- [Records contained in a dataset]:
+-------+
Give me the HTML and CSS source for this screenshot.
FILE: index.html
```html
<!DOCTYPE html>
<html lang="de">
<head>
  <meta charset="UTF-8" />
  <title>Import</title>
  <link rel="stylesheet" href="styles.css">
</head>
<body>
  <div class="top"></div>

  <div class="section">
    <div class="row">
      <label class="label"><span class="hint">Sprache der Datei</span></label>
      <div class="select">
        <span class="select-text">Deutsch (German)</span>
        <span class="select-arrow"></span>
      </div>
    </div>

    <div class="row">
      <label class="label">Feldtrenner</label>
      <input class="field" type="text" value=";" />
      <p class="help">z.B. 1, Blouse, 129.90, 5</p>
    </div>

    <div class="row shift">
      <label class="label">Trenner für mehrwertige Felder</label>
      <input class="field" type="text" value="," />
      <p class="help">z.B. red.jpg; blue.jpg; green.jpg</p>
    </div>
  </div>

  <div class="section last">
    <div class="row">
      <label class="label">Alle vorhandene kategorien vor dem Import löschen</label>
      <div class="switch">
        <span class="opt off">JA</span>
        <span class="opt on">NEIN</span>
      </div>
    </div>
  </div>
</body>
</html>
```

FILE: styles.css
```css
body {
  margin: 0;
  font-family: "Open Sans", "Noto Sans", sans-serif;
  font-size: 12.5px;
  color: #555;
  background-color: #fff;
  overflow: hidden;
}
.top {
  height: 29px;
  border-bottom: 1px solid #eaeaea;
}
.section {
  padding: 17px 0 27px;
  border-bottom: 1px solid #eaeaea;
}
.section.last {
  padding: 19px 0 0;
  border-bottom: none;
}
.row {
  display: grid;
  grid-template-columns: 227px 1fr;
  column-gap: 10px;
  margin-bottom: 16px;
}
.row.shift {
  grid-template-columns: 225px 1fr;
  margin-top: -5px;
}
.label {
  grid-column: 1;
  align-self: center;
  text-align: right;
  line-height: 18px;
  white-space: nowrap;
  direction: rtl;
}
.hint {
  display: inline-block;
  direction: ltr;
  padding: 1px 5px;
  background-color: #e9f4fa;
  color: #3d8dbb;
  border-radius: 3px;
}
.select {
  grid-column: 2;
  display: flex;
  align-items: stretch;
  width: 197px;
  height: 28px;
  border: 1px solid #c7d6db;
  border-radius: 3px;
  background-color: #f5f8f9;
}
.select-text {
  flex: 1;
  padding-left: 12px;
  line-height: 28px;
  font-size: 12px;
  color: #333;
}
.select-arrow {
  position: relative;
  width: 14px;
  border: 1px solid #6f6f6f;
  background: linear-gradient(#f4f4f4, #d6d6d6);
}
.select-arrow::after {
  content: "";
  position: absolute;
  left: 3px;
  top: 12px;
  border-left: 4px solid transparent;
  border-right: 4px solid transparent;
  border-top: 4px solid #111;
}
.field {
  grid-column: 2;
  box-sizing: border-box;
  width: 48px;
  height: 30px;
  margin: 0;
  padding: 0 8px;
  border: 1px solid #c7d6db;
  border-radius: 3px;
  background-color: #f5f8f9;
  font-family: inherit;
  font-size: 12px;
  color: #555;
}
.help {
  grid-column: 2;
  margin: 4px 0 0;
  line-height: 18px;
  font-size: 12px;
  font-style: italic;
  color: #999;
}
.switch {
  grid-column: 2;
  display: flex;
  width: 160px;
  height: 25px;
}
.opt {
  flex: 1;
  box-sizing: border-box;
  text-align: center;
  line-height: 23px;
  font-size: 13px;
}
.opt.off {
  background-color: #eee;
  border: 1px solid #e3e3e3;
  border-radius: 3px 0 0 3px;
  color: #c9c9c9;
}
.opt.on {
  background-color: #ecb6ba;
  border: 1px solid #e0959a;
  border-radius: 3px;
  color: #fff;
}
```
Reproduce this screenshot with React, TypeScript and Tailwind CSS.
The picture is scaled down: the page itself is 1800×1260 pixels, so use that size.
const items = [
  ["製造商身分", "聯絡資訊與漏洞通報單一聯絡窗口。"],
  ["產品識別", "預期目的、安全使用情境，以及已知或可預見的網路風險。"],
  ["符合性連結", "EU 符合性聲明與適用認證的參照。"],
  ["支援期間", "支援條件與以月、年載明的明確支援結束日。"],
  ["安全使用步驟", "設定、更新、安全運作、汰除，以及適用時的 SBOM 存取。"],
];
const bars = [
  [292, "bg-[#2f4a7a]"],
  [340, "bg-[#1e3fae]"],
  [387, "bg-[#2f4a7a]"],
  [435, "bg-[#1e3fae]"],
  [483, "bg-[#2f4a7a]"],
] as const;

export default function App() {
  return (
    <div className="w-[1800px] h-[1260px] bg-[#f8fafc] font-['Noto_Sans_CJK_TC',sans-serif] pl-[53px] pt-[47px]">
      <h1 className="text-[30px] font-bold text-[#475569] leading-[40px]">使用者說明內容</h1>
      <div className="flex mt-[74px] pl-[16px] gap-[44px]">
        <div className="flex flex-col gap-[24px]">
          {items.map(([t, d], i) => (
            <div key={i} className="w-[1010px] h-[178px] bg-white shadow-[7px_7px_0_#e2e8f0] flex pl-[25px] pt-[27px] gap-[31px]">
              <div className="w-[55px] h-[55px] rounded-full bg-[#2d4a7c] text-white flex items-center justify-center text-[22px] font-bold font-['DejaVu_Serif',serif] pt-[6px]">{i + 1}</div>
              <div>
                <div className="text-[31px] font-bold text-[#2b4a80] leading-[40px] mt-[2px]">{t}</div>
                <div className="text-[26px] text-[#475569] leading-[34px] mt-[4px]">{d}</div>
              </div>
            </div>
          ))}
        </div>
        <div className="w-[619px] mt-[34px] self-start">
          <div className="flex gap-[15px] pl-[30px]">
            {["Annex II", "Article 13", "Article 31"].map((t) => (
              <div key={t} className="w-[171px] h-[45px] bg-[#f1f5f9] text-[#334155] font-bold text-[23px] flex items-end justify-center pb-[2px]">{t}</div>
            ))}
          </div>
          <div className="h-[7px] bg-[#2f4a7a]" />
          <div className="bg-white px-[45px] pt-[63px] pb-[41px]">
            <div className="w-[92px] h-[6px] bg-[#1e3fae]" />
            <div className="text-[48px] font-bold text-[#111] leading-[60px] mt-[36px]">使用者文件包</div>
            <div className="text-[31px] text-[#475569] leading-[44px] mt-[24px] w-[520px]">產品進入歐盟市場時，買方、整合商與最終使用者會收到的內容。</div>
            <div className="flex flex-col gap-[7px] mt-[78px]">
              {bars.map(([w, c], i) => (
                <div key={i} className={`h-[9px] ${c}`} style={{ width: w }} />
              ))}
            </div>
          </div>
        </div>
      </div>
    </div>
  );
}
+-------+
- [THE EXERCISE]:
Please set down each line of the records exactly as given.

- [TASK RESULT]:
Give me the HTML and CSS source for this screenshot.
FILE: index.html
```html
<!DOCTYPE html>
<html lang="de">
<head>
  <meta charset="UTF-8" />
  <title>Import</title>
  <link rel="stylesheet" href="styles.css">
</head>
<body>
  <div class="top"></div>

  <div class="section">
    <div class="row">
      <label class="label"><span class="hint">Sprache der Datei</span></label>
      <div class="select">
        <span class="select-text">Deutsch (German)</span>
        <span class="select-arrow"></span>
      </div>
    </div>

    <div class="row">
      <label class="label">Feldtrenner</label>
      <input class="field" type="text" value=";" />
      <p class="help">z.B. 1, Blouse, 129.90, 5</p>
    </div>

    <div class="row shift">
      <label class="label">Trenner für mehrwertige Felder</label>
      <input class="field" type="text" value="," />
      <p class="help">z.B. red.jpg; blue.jpg; green.jpg</p>
    </div>
  </div>

  <div class="section last">
    <div class="row">
      <label class="label">Alle vorhandene kategorien vor dem Import löschen</label>
      <div class="switch">
        <span class="opt off">JA</span>
        <span class="opt on">NEIN</span>
      </div>
    </div>
  </div>
</body>
</html>
```

FILE: styles.css
```css
body {
  margin: 0;
  font-family: "Open Sans", "Noto Sans", sans-serif;
  font-size: 12.5px;
  color: #555;
  background-color: #fff;
  overflow: hidden;
}
.top {
  height: 29px;
  border-bottom: 1px solid #eaeaea;
}
.section {
  padding: 17px 0 27px;
  border-bottom: 1px solid #eaeaea;
}
.section.last {
  padding: 19px 0 0;
  border-bottom: none;
}
.row {
  display: grid;
  grid-template-columns: 227px 1fr;
  column-gap: 10px;
  margin-bottom: 16px;
}
.row.shift {
  grid-template-columns: 225px 1fr;
  margin-top: -5px;
}
.label {
  grid-column: 1;
  align-self: center;
  text-align: right;
  line-height: 18px;
  white-space: nowrap;
  direction: rtl;
}
.hint {
  display: inline-block;
  direction: ltr;
  padding: 1px 5px;
  background-color: #e9f4fa;
  color: #3d8dbb;
  border-radius: 3px;
}
.select {
  grid-column: 2;
  display: flex;
  align-items: stretch;
  width: 197px;
  height: 28px;
  border: 1px solid #c7d6db;
  border-radius: 3px;
  background-color: #f5f8f9;
}
.select-text {
  flex: 1;
  padding-left: 12px;
  line-height: 28px;
  font-size: 12px;
  color: #333;
}
.select-arrow {
  position: relative;
  width: 14px;
  border: 1px solid #6f6f6f;
  background: linear-gradient(#f4f4f4, #d6d6d6);
}
.select-arrow::after {
  content: "";
  position: absolute;
  left: 3px;
  top: 12px;
  border-left: 4px solid transparent;
  border-right: 4px solid transparent;
  border-top: 4px solid #111;
}
.field {
  grid-column: 2;
  box-sizing: border-box;
  width: 48px;
  height: 30px;
  margin: 0;
  padding: 0 8px;
  border: 1px solid #c7d6db;
  border-radius: 3px;
  background-color: #f5f8f9;
  font-family: inherit;
  font-size: 12px;
  color: #555;
}
.help {
  grid-column: 2;
  margin: 4px 0 0;
  line-height: 18px;
  font-size: 12px;
  font-style: italic;
  color: #999;
}
.switch {
  grid-column: 2;
  display: flex;
  width: 160px;
  height: 25px;
}
.opt {
  flex: 1;
  box-sizing: border-box;
  text-align: center;
  line-height: 23px;
  font-size: 13px;
}
.opt.off {
  background-color: #eee;
  border: 1px solid #e3e3e3;
  border-radius: 3px 0 0 3px;
  color: #c9c9c9;
}
.opt.on {
  background-color: #ecb6ba;
  border: 1px solid #e0959a;
  border-radius: 3px;
  color: #fff;
}
```
Reproduce this screenshot with React, TypeScript and Tailwind CSS.
The picture is scaled down: the page itself is 1800×1260 pixels, so use that size.
const items = [
  ["製造商身分", "聯絡資訊與漏洞通報單一聯絡窗口。"],
  ["產品識別", "預期目的、安全使用情境，以及已知或可預見的網路風險。"],
  ["符合性連結", "EU 符合性聲明與適用認證的參照。"],
  ["支援期間", "支援條件與以月、年載明的明確支援結束日。"],
  ["安全使用步驟", "設定、更新、安全運作、汰除，以及適用時的 SBOM 存取。"],
];
const bars = [
  [292, "bg-[#2f4a7a]"],
  [340, "bg-[#1e3fae]"],
  [387, "bg-[#2f4a7a]"],
  [435, "bg-[#1e3fae]"],
  [483, "bg-[#2f4a7a]"],
] as const;

export default function App() {
  return (
    <div className="w-[1800px] h-[1260px] bg-[#f8fafc] font-['Noto_Sans_CJK_TC',sans-serif] pl-[53px] pt-[47px]">
      <h1 className="text-[30px] font-bold text-[#475569] leading-[40px]">使用者說明內容</h1>
      <div className="flex mt-[74px] pl-[16px] gap-[44px]">
        <div className="flex flex-col gap-[24px]">
          {items.map(([t, d], i) => (
            <div key={i} className="w-[1010px] h-[178px] bg-white shadow-[7px_7px_0_#e2e8f0] flex pl-[25px] pt-[27px] gap-[31px]">
              <div className="w-[55px] h-[55px] rounded-full bg-[#2d4a7c] text-white flex items-center justify-center text-[22px] font-bold font-['DejaVu_Serif',serif] pt-[6px]">{i + 1}</div>
              <div>
                <div className="text-[31px] font-bold text-[#2b4a80] leading-[40px] mt-[2px]">{t}</div>
                <div className="text-[26px] text-[#475569] leading-[34px] mt-[4px]">{d}</div>
              </div>
            </div>
          ))}
        </div>
        <div className="w-[619px] mt-[34px] self-start">
          <div className="flex gap-[15px] pl-[30px]">
            {["Annex II", "Article 13", "Article 31"].map((t) => (
              <div key={t} className="w-[171px] h-[45px] bg-[#f1f5f9] text-[#334155] font-bold text-[23px] flex items-end justify-center pb-[2px]">{t}</div>
            ))}
          </div>
          <div className="h-[7px] bg-[#2f4a7a]" />
          <div className="bg-white px-[45px] pt-[63px] pb-[41px]">
            <div className="w-[92px] h-[6px] bg-[#1e3fae]" />
            <div className="text-[48px] font-bold text-[#111] leading-[60px] mt-[36px]">使用者文件包</div>
            <div className="text-[31px] text-[#475569] leading-[44px] mt-[24px] w-[520px]">產品進入歐盟市場時，買方、整合商與最終使用者會收到的內容。</div>
            <div className="flex flex-col gap-[7px] mt-[78px]">
              {bars.map(([w, c], i) => (
                <div key={i} className={`h-[9px] ${c}`} style={{ width: w }} />
              ))}
            </div>
          </div>
        </div>
      </div>
    </div>
  );
}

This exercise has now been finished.